Speaking to the Daily Mail, Dr Simon Clarke, a microbiologist at the University of Reading, said that Omicron could be so transmissible that it could cause an increase in coronavirus hospitalisations on a similar scale to January this year—the previous height of the pandemic in Britain. He told MailOnline, “It’s not uncommon for a more transmissible but less disease-causing pathogen to cause a bigger problem than a virus that is less lethal. If it infects a very large number but only hospitalises a small percentage, we could still end up with an awful lot of people in hospital.”

It was only 10 days ago that the first two cases of the Omicron variant were detected in Britain in Chelmsford and Nottingham, on November 27.

Johnson responded then by announcing only that travel restrictions would be imposed to “buy time” and the situation reviewed after three weeks. No decision would be taken on any restrictions coming into effect until December 17, by which time the main profits to be made in the busy pre-Christmas period would have been secured.

Christmas markets, festive events and bookings at restaurants and pubs are estimated to be worth over £11 billion to the UK economy.

Nothing is being done to stop the spread of the virus, despite Health Secretary Sajid Javid telling Parliament on Monday that Omicron was now present in at least 52 countries, “with 11 countries which include Romania, Mexico and Chile, all reporting their first cases this weekend.”

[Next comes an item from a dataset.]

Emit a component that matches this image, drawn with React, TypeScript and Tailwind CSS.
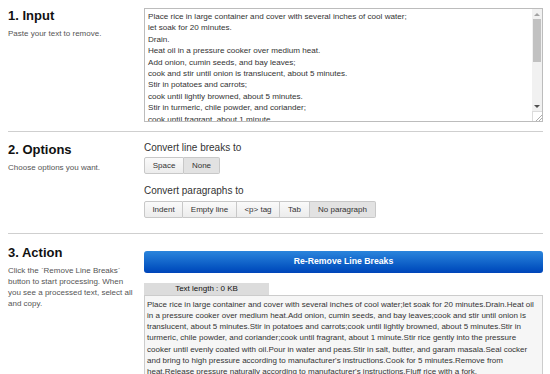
import React from 'react';

const INPUT_LINES = [
  'Place rice in large container and cover with several inches of cool water;',
  'let soak for 20 minutes.',
  'Drain.',
  'Heat oil in a pressure cooker over medium heat.',
  'Add onion, cumin seeds, and bay leaves;',
  'cook and stir until onion is translucent, about 5 minutes.',
  'Stir in potatoes and carrots;',
  'cook until lightly browned, about 5 minutes.',
  'Stir in turmeric, chile powder, and coriander;',
  'cook until fragrant, about 1 minute.',
];

const OUTPUT_LINES = [
  'Place rice in large container and cover with several inches of cool water;let soak for 20 minutes.Drain.Heat oil',
  'in a pressure cooker over medium heat.Add onion, cumin seeds, and bay leaves;cook and stir until onion is',
  'translucent, about 5 minutes.Stir in potatoes and carrots;cook until lightly browned, about 5 minutes.Stir in',
  'turmeric, chile powder, and coriander;cook until fragrant, about 1 minute.Stir rice gently into the pressure',
  'cooker until evenly coated with oil.Pour in water and peas.Stir in salt, butter, and garam masala.Seal cocker',
  "and bring to high pressure according to manufacturer's instructions.Cook for 5 minutes.Remove from",
  "heat.Release pressure naturally according to manufacturer's instructions.Fluff rice with a fork.",
];

const LINE_BREAK_OPTS = [
  { label: 'Space', w: 'w-[40px]' },
  { label: 'None', w: 'w-[36px]', active: true },
];

const PARA_OPTS = [
  { label: 'Indent', w: 'w-[39px]' },
  { label: 'Empty line', w: 'w-[54px]' },
  { label: '<p> tag', w: 'w-[43px]' },
  { label: 'Tab', w: 'w-[30px]' },
  { label: 'No paragraph', w: 'w-[66px]', active: true },
];

type Opt = { label: string; w: string; active?: boolean };

function ButtonGroup({ items }: { items: Opt[] }) {
  return (
    <div className="flex">
      {items.map((o, i) => (
        <div
          key={o.label}
          className={`${o.w} h-[17px] flex items-center justify-center text-[8px] text-[#333] border border-[#c8c8c8] ${
            i > 0 ? 'border-l-0' : 'rounded-l-[2px]'
          } ${i === items.length - 1 ? 'rounded-r-[2px]' : ''} ${
            o.active
              ? 'bg-[#e2e2e2]'
              : 'bg-gradient-to-b from-[#fafafa] to-[#ececec]'
          }`}
        >
          {o.label}
        </div>
      ))}
    </div>
  );
}

function SectionHead({ title, children }: { title: string; children: React.ReactNode }) {
  return (
    <div className="w-[136px] shrink-0">
      <h2 className="text-[13px] leading-[15px] font-bold text-[#111]">{title}</h2>
      <p className="mt-[5px] text-[8px] leading-[11px] text-[#555] pr-[9px]">{children}</p>
    </div>
  );
}

function FakeScrollbar() {
  return (
    <div className="w-[10px] shrink-0 bg-[#f1f1f1] flex flex-col items-center">
      <div className="h-[10px] flex items-center justify-center">
        <div className="w-0 h-0 border-x-[3px] border-x-transparent border-b-[3px] border-b-[#a3a3a3]" />
      </div>
      <div className="w-[8px] h-[43px] bg-[#c1c1c1]" />
      <div className="flex-1" />
      <div className="h-[10px] flex items-center justify-center">
        <div className="w-0 h-0 border-x-[3px] border-x-transparent border-t-[3px] border-t-[#505050]" />
      </div>
      <div className="w-[10px] h-[10px] bg-white border-l border-t border-[#dcdcdc] overflow-hidden">
        <svg width="10" height="10" viewBox="0 0 10 10" className="block">
          <line x1="3" y1="9" x2="9" y2="3" stroke="#999" strokeWidth="0.8" />
          <line x1="6" y1="9" x2="9" y2="6" stroke="#999" strokeWidth="0.8" />
        </svg>
      </div>
    </div>
  );
}

export default function App() {
  return (
    <div
      className="w-[550px] h-[374px] overflow-hidden bg-white pl-[8px] pr-[7px] pt-[8px]"
      style={{ fontFamily: '"Liberation Sans", Arial, sans-serif' }}
    >
      {/* 1. Input */}
      <section className="flex">
        <SectionHead title="1. Input">Paste your text to remove.</SectionHead>
        <div className="flex-1 h-[114px] border border-[#bcbcbc] flex bg-white">
          <div className="flex-1 overflow-hidden pl-[3px] pt-[2px] text-[8.1px] leading-[11.4px] text-[#333] whitespace-nowrap">
            {INPUT_LINES.map((l, i) => (
              <div key={i}>{l}</div>
            ))}
          </div>
          <FakeScrollbar />
        </div>
      </section>

      <div className="mt-[9px] h-px bg-[#cfcfcf]" />

      {/* 2. Options */}
      <section className="flex pt-[10px] pb-[15px]">
        <SectionHead title="2. Options">Choose options you want.</SectionHead>
        <div className="flex-1">
          <div className="text-[10px] leading-[12px] text-[#333]">Convert line breaks to</div>
          <div className="mt-[3px]">
            <ButtonGroup items={LINE_BREAK_OPTS} />
          </div>
          <div className="mt-[11px] text-[10px] leading-[12px] text-[#333]">Convert paragraphs to</div>
          <div className="mt-[4px]">
            <ButtonGroup items={PARA_OPTS} />
          </div>
        </div>
      </section>

      <div className="h-px bg-[#cfcfcf]" />

      {/* 3. Action */}
      <section className="flex pt-[11px]">
        <SectionHead title="3. Action">
          Click the `Remove Line Breaks` button to start processing. When you see a processed text, select all and copy.
        </SectionHead>
        <div className="flex-1 pt-[2px]">
          <button className="w-full h-[22px] rounded-[3px] bg-gradient-to-b from-[#2b85dc] to-[#0044b9] text-white text-[8.7px] font-bold">
            Re-Remove Line Breaks
          </button>
          <div className="mt-[10px] w-[125px] h-[12px] bg-[#dcdcdc] flex items-center justify-center text-[8px] text-[#111]">
            Text length : 0 KB
          </div>
          <div className="h-[100px] border border-[#cccccc] bg-[#f6f6f6] pl-[2px] pt-[3px] text-[8px] leading-[11.3px] text-[#333] whitespace-nowrap overflow-hidden">
            {OUTPUT_LINES.map((l, i) => (
              <div key={i}>{l}</div>
            ))}
          </div>
        </div>
      </section>
    </div>
  );
}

Confirming the rise in Omicron cases in Britain, Javid said, “This includes cases with no links to international travel so we can conclude there is now community transmission across multiple regions of England.”

The inaction of the Johnson government will see many more thousands of deaths. Javid declared that recent analysis from the UK Health Security Agency suggests that “the window between infection and infectiousness may be shorter for the Omicron variant than for the Delta variant”.

The Johnson government has been backed in the downplaying of Omicron by its official yes-men, Chief Medical Officer Chris Whitty and Chief Science Officer Sir Patrick Vallance.

The Mail reported that “Dr Clarke”, in comments no doubt aimed at Whitty, Vallance and their ilk, “warned that scientists risked ‘whitewashing’ the dangers of Omicron and giving people ‘a false sense of security’ by peddling claims it is just a mild illness.”

How dangerous Omicron could be is evident in the fact that more than half of those infected with the variant in England had received their first two vaccine doses.

Despite the mass of evidence that schools are critical to the transmission of COVID-19, they remain open across Europe.

Data released by the UK’s Office for National Statistics on Friday found that the highest increase of the rate of infection (4.3 percent) among any age group in England was in children aged two to 11. The Johnson government has no mitigations in place to stop the spread in schools and is stepping up its persecution of parents who are keeping their children away from COVID infested classrooms.

The policy is much the same continent-wide. In Belgium, where the first case in Europe was detected, the government is only requiring schools to close a week earlier than normal before Christmas and this minimal measure is a bigger step than most countries will take.